O processo ajuizado pelo Piauí envolve áreas de 13 municípios cearenses (Carnaubal, Crateús, Croatá, Granja, Guaraciaba do Norte, Ibiapina, Ipaporanga, Ipueiras, Poranga, São Benedito, Tianguá, Ubajara e Viçosa do Ceará) e abrange três regiões de planejamento do Ceará: Litoral Norte (Granja), Sertão dos Crateús (Crateús, Poranga, Ipaporanga, Ipueiras) e Serra da Ibiapaba (Carnaubal, Croatá, Guaraciaba do Norte, Ibiapina, São Benedito, Tianguá, Ubajara e Viçosa do Ceará).

Em 2011, o Piauí iniciou uma Ação Cível Originária no Supremo Tribunal Federal (STF) pleiteando áreas dos municípios cearenses citados, dos quais oito estão na Serra da Ibiapaba. A área pleiteada totaliza quase três mil quilômetros quadrados (km²). O processo está sob a relatoria da ministra Cármen Lúcia.

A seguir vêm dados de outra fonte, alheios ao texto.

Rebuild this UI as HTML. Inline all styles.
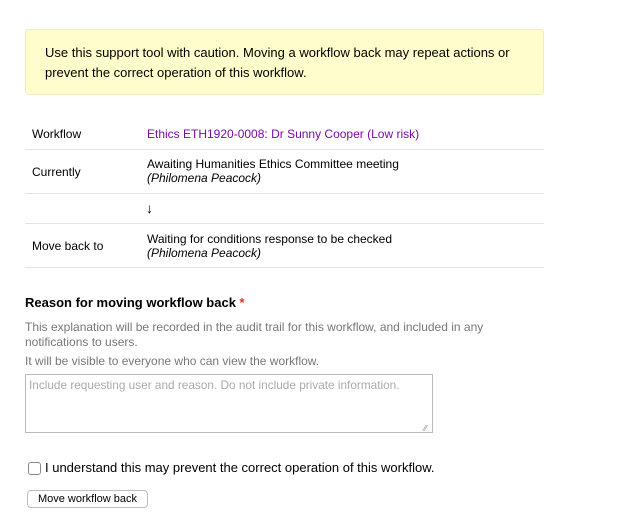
<!DOCTYPE html>
<html><head><style>
body{margin:0;width:644px;height:519px;background:#fff;font-family:"Liberation Sans",Arial,sans-serif;color:#000;position:relative;overflow:hidden}
.a{position:absolute;white-space:nowrap}
.warn{position:absolute;left:25px;top:29px;width:519px;height:66px;background:#fefdcb;border:1px solid #eeedc4;border-radius:3px;box-sizing:border-box}
.line{position:absolute;left:25px;width:519px;height:1px;background:#e4e4e4}
.t12{font-size:12px}
.gray{color:#777;font-size:12px}
</style></head><body>
<div class="warn"></div>
<div class="a" style="left:45px;top:43px;font-size:13px;line-height:20px">Use this support tool with caution. Moving a workflow back may repeat actions or<br>prevent the correct operation of this workflow.</div>

<div class="a t12" style="left:32px;top:127px">Workflow</div>
<div class="a t12" style="left:147px;top:127px;color:#7a0aa6">Ethics ETH1920-0008: Dr Sunny Cooper (Low risk)</div>
<div class="line" style="top:149px"></div>
<div class="a t12" style="left:32px;top:165px">Currently</div>
<div class="a t12" style="left:147px;top:157px;line-height:14px">Awaiting Humanities Ethics Committee meeting<br><i>(Philomena Peacock)</i></div>
<div class="line" style="top:193px"></div>
<div class="a" style="left:146px;top:200px;font-size:14px">↓</div>
<div class="line" style="top:223px"></div>
<div class="a t12" style="left:32px;top:239px">Move back to</div>
<div class="a t12" style="left:147px;top:232px;line-height:14px">Waiting for conditions response to be checked<br><i>(Philomena Peacock)</i></div>
<div class="line" style="top:267px"></div>

<div class="a" style="left:25px;top:295px;font-size:13px;font-weight:bold">Reason for moving workflow back <span style="color:#d33">*</span></div>
<div class="a gray" style="left:25px;top:320px;line-height:15px">This explanation will be recorded in the audit trail for this workflow, and included in any<br>notifications to users.</div>
<div class="a gray" style="left:25px;top:354px">It will be visible to everyone who can view the workflow.</div>
<div style="position:absolute;left:25px;top:374px;width:408px;height:59px;border:1px solid #bbb;box-sizing:border-box"></div>
<div class="a" style="left:29px;top:378px;font-size:11.8px;color:#aaa">Include requesting user and reason. Do not include private information.</div>
<div class="a" style="left:424px;top:424px;font-size:8px;color:#888">⁄⁄</div>

<div style="position:absolute;left:28px;top:462px;width:11px;height:11px;border:1px solid #888;border-radius:3px;background:#fff"></div>
<div class="a" style="left:45px;top:460px;font-size:13px">I understand this may prevent the correct operation of this workflow.</div>
<div style="position:absolute;left:27px;top:490px;width:121px;height:18px;border:1px solid #bbb;border-radius:4px;box-sizing:border-box;background:#fff;font-size:11px;text-align:center;line-height:16px">Move workflow back</div>
</body></html>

A defesa do Ceará no processo da ACO n.º 1831 está baseada na análise técnica de documentos e mapas históricos que comprovam a posse do território ao Ceará e em outras variáveis que são relacionadas ao direito da população que habita os municípios cearenses envolvidos na disputa.

Entre os participantes do evento de apresentação da pesquisa realizada pelo Celditec e o Ipece estavam secretários de Estado, como Socorro França, da pasta de Direitos Humanos; a defensora-geral do Ceará, Sâmia Farias; o presidente da Ordem dos Advogados do Brasil no Ceará (OAB/CE), Erinaldo Dantas; lideranças e moradores das regiões em litígio.